On 12/08/2011 8:03 AM, Waldo Nell wrote:
I have PostgreSQL 8.4.8 on Ubuntu Linux x64.  Server is a Core i7 950 with 6GB 
of RAM.  2GB of RAM us used by Java, some small amount by the kernel / services 
and the rest is available to PostgreSQL.  Hard drive is a single 7200 RPM SATA 
1TB Caviar Black HDD.  No other applications / processes are running when I 
perform my tests.

I have an application that performs about 80% reads and 20% writes for a 
specific billrun.   It takes about 60 minutes to complete, and I can have it 
perform precisely the same queries repeatedly.  I have consistently showed that 
when shared_buffers = 24MB (the default), and wal_buffers = 64kB, the system 
completes the process in 50 minutes.  When I bump shared_buffers to 1500MB, the 
system slows down and takes 60 minutes to complete the same process.  Changing 
that back to 24MB, but then changing wal_buffers to 16MB has the same impact - 
performance drops from 50 minutes to about 61 minutes.  Changing those two 
parameters back to the defaults returns the time to 50 minutes.

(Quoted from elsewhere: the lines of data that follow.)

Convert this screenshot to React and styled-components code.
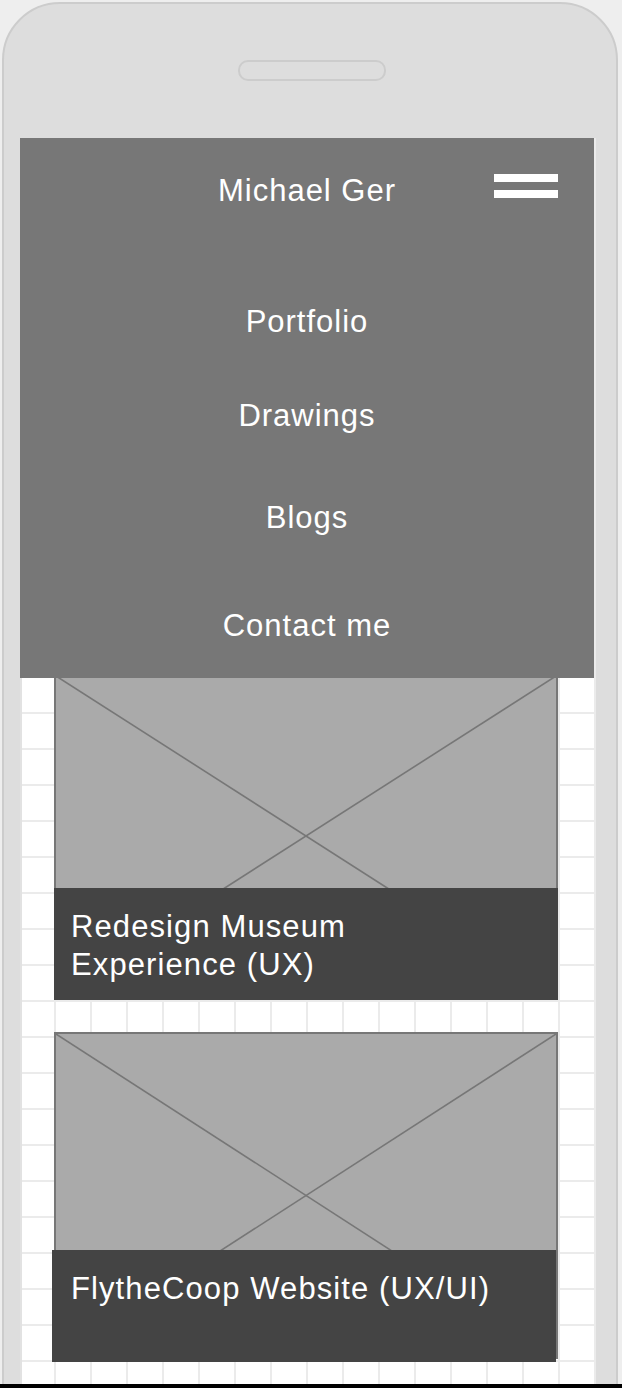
import React from "react";
import styled, { createGlobalStyle } from "styled-components";

const Global = createGlobalStyle`
  html, body {
    margin: 0;
    padding: 0;
    background: #eeeeee;
    font-family: "Liberation Sans", Arial, sans-serif;
  }
  * { box-sizing: border-box; }
`;

const Viewport = styled.div`
  width: 622px;
  height: 1384px;
  overflow: hidden;
  padding: 2px 0 0 2px;
  background: #eeeeee;
`;

const BottomBar = styled.div`
  width: 622px;
  height: 4px;
  background: #000;
`;

const Phone = styled.div`
  width: 616px;
  height: 1500px;
  background: #dddddd;
  border: 2px solid #cccccc;
  border-radius: 58px 58px 0 0;
  display: flex;
  flex-direction: column;
  padding: 0 20px 0 16px;
`;

const TopBezel = styled.div`
  height: 134px;
  flex: none;
`;

const Speaker = styled.div`
  width: 148px;
  height: 21px;
  margin: 56px 0 0 218px;
  border: 2px solid #cccccc;
  border-radius: 10px;
  background: #dddddd;
`;

const Screen = styled.div`
  position: relative;
  width: 576px;
  flex: 1;
  background-color: #ffffff;
  background-image:
    linear-gradient(to right, transparent 34px, #ebebeb 34px),
    linear-gradient(to bottom, transparent 34px, #ebebeb 34px);
  background-size: 36px 36px;
  box-shadow: inset 2px 0 0 #e2e2e2;
  padding: 536px 0 0 34px;
`;

const CardList = styled.div`
  display: flex;
  flex-direction: column;
  gap: 32px;
`;

const Card = styled.div`
  width: 504px;
  display: flex;
  flex-direction: column;
`;

const Placeholder = styled.div`
  width: 504px;
  height: ${(p) => p.$h}px;
  background: #aaaaaa;
  border: 2px solid #777777;
  svg {
    display: block;
    width: 100%;
    height: 100%;
  }
`;

const Caption = styled.div`
  position: relative;
  width: 504px;
  height: 112px;
  margin-top: ${(p) => p.$overlap}px;
  margin-left: ${(p) => -p.$shift}px;
  padding: 20px 12px 0 ${(p) => 17 + p.$shift}px;
  background: #444444;
  color: #ffffff;
  font-size: 31px;
  line-height: 38px;
  letter-spacing: 1.1px;
`;

const Nav = styled.nav`
  position: absolute;
  top: 0;
  left: 0;
  width: 574px;
  height: 540px;
  background: #777777;
  display: flex;
  flex-direction: column;
  align-items: center;
  color: #ffffff;
  font-size: 31px;
  line-height: 36px;
  letter-spacing: 1px;
`;

const Brand = styled.div`
  margin-top: 35px;
`;

const NavItem = styled.a`
  display: block;
  margin-top: ${(p) => p.$gap}px;
  color: #ffffff;
  text-decoration: none;
`;

const Burger = styled.div`
  position: absolute;
  top: 36px;
  right: 36px;
  width: 64px;
  display: flex;
  flex-direction: column;
  gap: 8px;
`;

const BurgerBar = styled.span`
  display: block;
  height: 8px;
  background: #ffffff;
`;

const Cross = () => (
  <svg viewBox="0 0 100 100" preserveAspectRatio="none">
    <line x1="0" y1="0" x2="100" y2="100" stroke="#777777" strokeWidth="1.6" vectorEffect="non-scaling-stroke" />
    <line x1="100" y1="0" x2="0" y2="100" stroke="#777777" strokeWidth="1.6" vectorEffect="non-scaling-stroke" />
  </svg>
);

const projects = [
  { title: ["Redesign Museum", "Experience (UX)"], h: 324, overlap: -110, shift: 0 },
  { title: ["FlytheCoop Website (UX/UI)"], h: 327, overlap: -109, shift: 2 },
];

const navItems = [
  { label: "Portfolio", gap: 95 },
  { label: "Drawings", gap: 58 },
  { label: "Blogs", gap: 66 },
  { label: "Contact me", gap: 72 },
];

export default function App() {
  return (
    <>
      <Global />
      <Viewport>
        <Phone>
          <TopBezel>
            <Speaker />
          </TopBezel>
          <Screen>
            <CardList>
              {projects.map((p) => (
                <Card key={p.title[0]}>
                  <Placeholder $h={p.h}>
                    <Cross />
                  </Placeholder>
                  <Caption $overlap={p.overlap} $shift={p.shift}>
                    {p.title.map((t) => (
                      <div key={t}>{t}</div>
                    ))}
                  </Caption>
                </Card>
              ))}
            </CardList>
            <Nav>
              <Brand>Michael Ger</Brand>
              <Burger>
                <BurgerBar />
                <BurgerBar />
              </Burger>
              {navItems.map((n) => (
                <NavItem key={n.label} $gap={n.gap}>
                  {n.label}
                </NavItem>
              ))}
            </Nav>
          </Screen>
        </Phone>
      </Viewport>
      <BottomBar />
    </>
  );
}
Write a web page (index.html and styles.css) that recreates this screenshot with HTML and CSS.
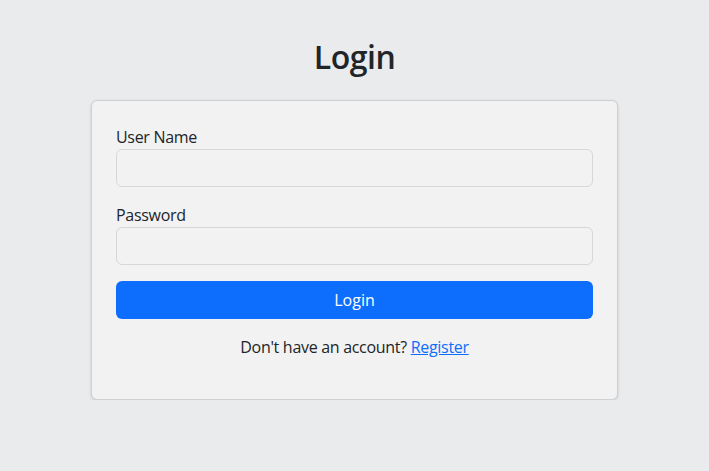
FILE: index.html
```html
<!DOCTYPE html>
<html lang="en">
<head>
<meta charset="utf-8">
<title>Login</title>
<link rel="stylesheet" href="styles.css">
</head>
<body>
<main class="page">
  <h2 class="title">Login</h2>
  <form class="card">
    <div class="field">
      <label class="label" for="user">User Name</label>
      <input class="input" id="user" type="text">
    </div>
    <div class="field">
      <label class="label" for="pass">Password</label>
      <input class="input" id="pass" type="password">
    </div>
    <button class="btn" type="button">Login</button>
    <p class="note">Don't have an account? <a href="#" class="link">Register</a></p>
  </form>
</main>
</body>
</html>
```
FILE: styles.css
```css
* { box-sizing: border-box; }
html, body { margin: 0; }
body {
  background: #eaebed;
  font-family: "Open Sans", "Noto Sans", "Liberation Sans", sans-serif;
  font-size: 16px;
  line-height: 1.5;
  letter-spacing: -0.3px;
  color: #212529;
}
.page {
  display: flex;
  flex-direction: column;
  align-items: center;
  padding-top: 38px;
}
.title {
  margin: 0 0 24px;
  font-size: 32px;
  font-weight: 600;
  line-height: 1.2;
  letter-spacing: -0.5px;
  color: #212529;
}
.card {
  width: 527px;
  background: #f2f2f2;
  border: 1px solid #cfd0d2;
  border-radius: 6px;
  box-shadow: 0 1px 3px rgba(0,0,0,0.14);
  padding: 24px;
  margin: 0;
}
.field { margin-bottom: 16px; display: flex; flex-direction: column; }
.label { margin-bottom: 0; display: block; height: 24px; }
.input {
  height: 38px;
  width: 100%;
  border: 1px solid #d6d7d9;
  border-radius: 6px;
  background: #f2f2f2;
  font: inherit;
  padding: 6px 12px;
}
.btn {
  display: block;
  width: 100%;
  height: 38px;
  border: 0;
  border-radius: 6px;
  background: #0d6efd;
  color: #fff;
  font: inherit;
  cursor: pointer;
}
.note {
  margin: 16px 0 16px;
  text-align: center;
}
.link { color: #0d6efd; text-decoration: underline; }
```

fsync = off for these tests - not sure if it is relevant.

It certainly is if you're doing any writes as part of your testing.

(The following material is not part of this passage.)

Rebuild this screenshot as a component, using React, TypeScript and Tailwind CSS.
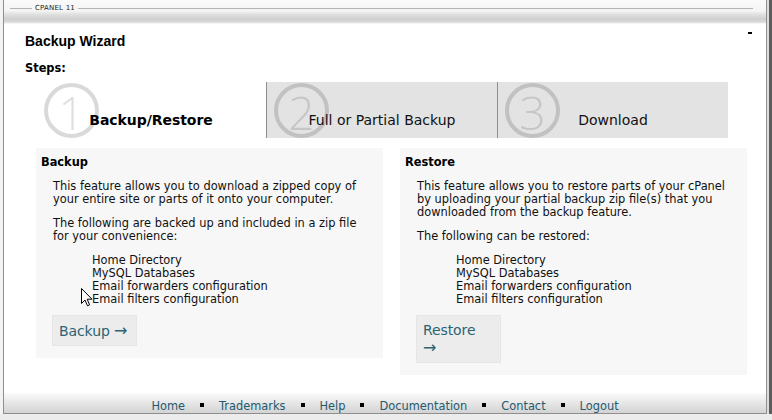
import { ReactElement, ReactNode } from 'react'

interface StepTabProps {
  n: number
  label: string
  active?: boolean
}

function StepTab({ n, label, active }: StepTabProps): ReactElement {
  return (
    <div
      className={`relative h-[56px] flex items-end justify-center pb-[9px] ${
        active ? 'w-[230px] bg-white' : 'w-[231px] bg-[#e3e3e3] border-l border-[#8e8e8e]'
      }`}
    >
      <div
        className={`absolute top-[1px] ${active ? 'left-[8px]' : 'left-[7px]'} w-[55px] h-[55px] rounded-full border-[4px] border-black/15 flex items-center justify-center`}
      >
        <span className="font-['Open_Sans',sans-serif] font-light text-[46px] leading-none text-black/15 mt-[3px]">{n}</span>
      </div>
      <span className={`relative text-[14px] leading-[17px] ${active ? 'font-bold tracking-[-0.05px] text-black' : 'text-[#111]'}`}>
        {label}
      </span>
    </div>
  )
}

interface PanelProps {
  title: string
  children: ReactNode
  items: string[]
  button: string
  wrapArrow?: boolean
}

function Panel({ title, children, items, button, wrapArrow }: PanelProps): ReactElement {
  const arrow = <span className="text-[16px] leading-[17px]">→</span>
  return (
    <div className="w-[347px] bg-[#f7f7f7] pt-[8px] pb-[12px] pl-[5px]">
      <div className="font-bold leading-[13px] text-black">{title}</div>
      <div className="pl-[12px]">
        {children}
        <div className="mt-[11px] pl-[39px] leading-[13px]">
          {items.map((item) => (
            <div key={item}>{item}</div>
          ))}
        </div>
        <div className="mt-[9px] -ml-[1px] w-[85px] px-[6px] pt-[6px] pb-[5px] bg-[#ececec] border border-[#e6e6e6] text-[14px] leading-[17px] tracking-[-0.1px] text-[#2b6373] cursor-pointer">
          {button}
          {wrapArrow ? <div>{arrow}</div> : <> {arrow}</>}
        </div>
      </div>
    </div>
  )
}

const included = ['Home Directory', 'MySQL Databases', 'Email forwarders configuration', 'Email filters configuration']
const footerLinks = ['Home', 'Trademarks', 'Help', 'Documentation', 'Contact', 'Logout']

export default function App(): ReactElement {
  return (
    <div className="relative w-[772px] h-[420px] overflow-hidden bg-[#ececec] font-['DejaVu_Sans',Verdana,sans-serif] text-[11.4px] text-[#111]">
      <div className="flex h-[414px]">
        <div className="w-[3px] bg-[#f3f3f3]" />
        <div className="w-[764px] flex flex-col bg-white border-l border-r border-b border-[#8f8f8f]">
          {/* header bar */}
          <div className="h-[24px] bg-[linear-gradient(to_bottom,#fafafa_0,#f4f4f4_11px,#e2e2e2_14px,#cfcfcf_19px,#d9d9d9_22px,#ffffff_24px)]">
            <div className="h-[16px] flex items-center pl-[6px] pr-[13px]">
              <div className="w-[22px] h-px bg-[#b4b4b4]" />
              <span className="px-[3px] text-[7px] leading-none tracking-[0.2px] text-[#222]">CPANEL 11</span>
              <div className="flex-1 h-px bg-[#b4b4b4]" />
            </div>
          </div>

          <div className="flex-1 pl-[21px]">
            <div className="mt-[9px] flex items-start justify-between pr-[14px]">
              <div className="text-[14px] leading-[17px] font-bold font-['Liberation_Sans',Arial,sans-serif] text-black">Backup Wizard</div>
              <div className="w-[4px] h-[2px] bg-black mt-[-1px]" />
            </div>
            <div className="mt-[12px] font-bold leading-[13px] text-black">Steps:</div>

            <div className="mt-[7px] ml-[11px] flex">
              <StepTab n={1} label="Backup/Restore" active />
              <StepTab n={2} label="Full or Partial Backup" />
              <StepTab n={3} label="Download" />
            </div>

            <div className="mt-[10px] ml-[11px] flex items-start gap-[17px] leading-[13px]">
              <Panel title="Backup" items={included} button="Backup">
                <p className="mt-[11px] whitespace-nowrap">
                  This feature allows you to download a zipped copy of
                  <br />
                  your entire site or parts of it onto your computer.
                </p>
                <p className="mt-[11px] whitespace-nowrap">
                  The following are backed up and included in a zip file
                  <br />
                  for your convenience:
                </p>
              </Panel>
              <Panel title="Restore" items={included} button="Restore" wrapArrow>
                <p className="mt-[11px] whitespace-nowrap">
                  This feature allows you to restore parts of your cPanel
                  <br />
                  by uploading your partial backup zip file(s) that you
                  <br />
                  downloaded from the backup feature.
                </p>
                <p className="mt-[11px] whitespace-nowrap">The following can be restored:</p>
              </Panel>
            </div>
          </div>

          {/* footer */}
          <div className="h-[20px] pt-[6px] flex items-center justify-center gap-[15px] bg-gradient-to-b from-[#fafafa] to-[#d3d3d3]">
            {footerLinks.map((link, idx) => (
              <div key={link} className="flex items-center gap-[15px]">
                {idx > 0 && <div className="w-[4px] h-[4px] bg-black mb-[3px]" />}
                <span className="text-[#1f5a6e] leading-[13px] cursor-pointer">{link}</span>
              </div>
            ))}
          </div>
        </div>
        <div className="w-[2px] bg-[#dcdcdc]" />
        <div className="w-[3px] bg-[#5c5c5c]" />
      </div>

      {/* mouse pointer */}
      <svg className="absolute left-[81px] top-[288px]" width="12" height="19" viewBox="0 0 12 19">
        <path d="M0.5 0.5 L0.5 15.5 L4 12 L6.5 17.8 L8.6 16.9 L6.2 11.2 L11 11.2 Z" fill="#fff" stroke="#000" strokeWidth="1" strokeLinejoin="round" />
      </svg>
    </div>
  )
}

fsync=off is pretty much the same as saying "eat my data whenever you feel like it, I really don't care about it". It's a good option for bulk-loading data into new empty clusters and for systems that rely on replication plus a tolerance for data loss. For anything else it's a really, really bad idea.

Please explain why the system is slower with the recommended values for these 
two settings?  The DB is about 74GB, the largest table has 180 million rows.

Without any performance measurements, EXPLAIN ANALYZE results, etc it's very hard to know. You'd need to collect vmstat and iostat output among other things to be able to get any idea.